Beyond even that, fairy stories often contain larger themes that are often the grist of more “mature” storytelling. As a kid growing up, one of my very first fairy stories was “Jack and the Beanstalk”. While I rooted for Jack, and was happy that he managed to outwit the giant, it is only much later that I realized what Chesterton had realized about that story: that giants are to be killed because they are gigantic, being the embodiment of human pride. The giant is outwitted because pride led him to chase a boy making off with part of his stolen treasure down a precarious beanstalk. The “fall of the mighty and the proud” is a timeless theme. “Sleeping Beauty”, though now deemed a problem because of the unconsented kiss that wakes Sleeping Beauty up, was my first encounter with both nihilism (that death comes even for the rich, beautiful and fortunate) and the hope that love can overcome even death itself. But the one I found most difficult to grapple with was “Beauty and the Beast” and its most profound theme: that what is loved is not loved because it is lovable, but is lovable because it was loved first. At a time wherein our conception of love hinges on what hormones and emotion dictate, the notion of love as first a free act of the will is nothing short of radical.

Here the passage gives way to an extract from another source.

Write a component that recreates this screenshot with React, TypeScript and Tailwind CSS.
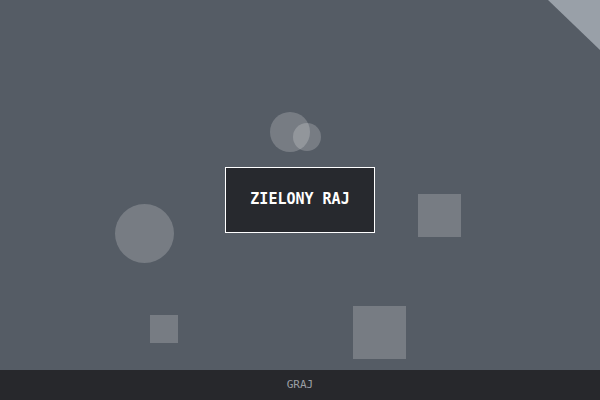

This brings us to the title of this article. We often dismiss or underrate the importance of fairy stories as we age due to the perception of fairy stories as limited in audience to impressionable children. But it is precisely in being “for children” that they become important, even for adults. Fairy stories impart a culture’s “common sense” by making it understandable to children. But by being for children, it also allows the young access to some of the great themes and questions whose answers will determine their future. Fairy stories, far from constricting the adult imagination, gives us the moral and intellectual narrative foundation that allows us to imagine farther and wider all the things that could be.